Des patients d'outre-mer ont été transférés dans l'Hexagone depuis La Réunion (en mars 2021) ou la Polynésie (en septembre 2021). Des soignants hexagonaux ont aussi répondu par dizaines à l'appel à la solidarité nationale, partant prêter main forte à leurs collègues ultra-marins, en août 2021 notamment. Plusieurs praticiens hospitaliers interrogés par franceinfo estiment toutefois que la situation a été plus critique encore en outre-mer.

"On n'en est plus à sauver les gens dans une médecine de catastrophe, sauf ce qui est sauvable""avec un tri des patients", racontait en août 2021 sur franceinfo l'urgentiste Olivier Bertet depuis le CHU de Fort-de-France (Martinique). L'afflux de patients était "tellement énorme" que les soignants avaient dû "installer jusqu'à 17 personnes sur des brancards dehors, sans oxygène parce qu'on n'avait plus de bouteille". Le médecin expliquait également que la "limite d'âge d'accès à la réanimation (...) descend(ait) de plus en plus", "à 60" ans.

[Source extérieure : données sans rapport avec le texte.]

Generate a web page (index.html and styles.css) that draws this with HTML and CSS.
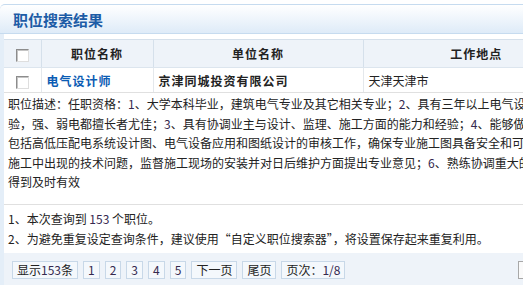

Même tension à la même période à Pointe-à-Pitre (Guadeloupe). Marc Valette, chef du service réanimation du Centre hospitalier universitaire, racontait à franceinfo la "priorisation des malades""On y est contraint, cela fait partie de la médecine de catastrophe que nous sommes obligés de pratiquer, car nous n'avons plus de places disponibles sur le territoire, malgré le fait que nous ayons triplé nos places en réanimation." Le médecin confiait essayer avec ses collègues de "prendre les moins mauvaises décisions, qui restent inhumaines, puisqu'elles nous conduisent à prioriser les patients qui ont le plus de chance de s'en sortir".

"La déprogrammation, c'est le seul moyen d'y arriver"

Pour faire face à l'épidémie, l'hôpital est depuis deux ans contraint de procéder à une autre forme de tri : une sélection entre les malades du Covid-19 et les autres. Vague après vague, les autorités sanitaires ont dû décider de déprogrammer des consultations et des opérations jugées non urgentes, afin de libérer de la place dans les services. "Si l'hôpital tient, c'est au prix de déprogrammations nombreuses", soulignait fin décembre sur franceinfo Frédéric Valletoux, président de la Fédération hospitalière de France et maire Agir de Fontainebleau (Seine-et-Marne).

En mars 2020, alors que la France subissait sa première vague, le ministère de la Santé a ordonné les premières déprogrammations. Un an plus tard, en mars 2021, face à la troisième vague, l'ARS d'Ile-de-France a décidé de déprogrammer 40% des interventions, puis 80%. Le scénario se répète avec la cinquième vague, à Marseille. "La déprogrammation, c'est le seul moyen d'arriver à accueillir des gens porteurs d'un Covid-19, et notamment ceux qui ont des Covid graves qui vont en réanimation", explique à franceinfo Jean-Luc Jouve, président de la commission médicale d'établissement de l'Assistance publique-Hôpitaux de Marseille (AP-HM). "Pour des pathologies très sérieuses et vitales, pour l'instant, on parvient à opérer les choses qui sont urgentes, c'est-à-dire les accidents, la traumatologie, la cancérologie, les problèmes cardiaques ou neurochirurgiens aigus. Mais il y a des patients qui ne pourront pas attendre tout le mois de janvier pour qu'on les opère."

Retards de diagnostic et de traitement de cancers, reports d'opérations de chirurgie orthopédique... Ces déprogrammations ne seront pas sans conséquences sur la santé des patients concernés, avertissent les praticiens hospitaliers. Il y a "inévitablement, pour certaines de ces personnes, des risques de perte de chances réelles que l'on mesure mal, mais qui néanmoins vont peser et qui sont dans le quotidien de beaucoup de Français", reconnaît Frédéric Valletoux. "On se retrouve confrontés maintenant à une situation où on n'arrive pas à reprendre le cours des choses et on a des patients dont l'état de santé s'aggrave et qu'on n'arrive pas à prendre en charge dans les bons délais", confirme Emmanuelle Durand.

Une étude britannique parue en novembre 2020 dans le British Medical Journal (en anglais), analysant une trentaine de travaux publiés, avait calculé que chaque mois de retard entre le diagnostic et le début des traitements entraînait une hausse du risque de mortalité de 6 à 8%, selon le type de cancer. Le président de la Ligue nationale contre le cancer, Axel Kahn, avait estimé, à la vue des travaux, qu'en France, cela représentait une surmortalité d'au moins 13 500 morts dans les cinq à six ans à venir.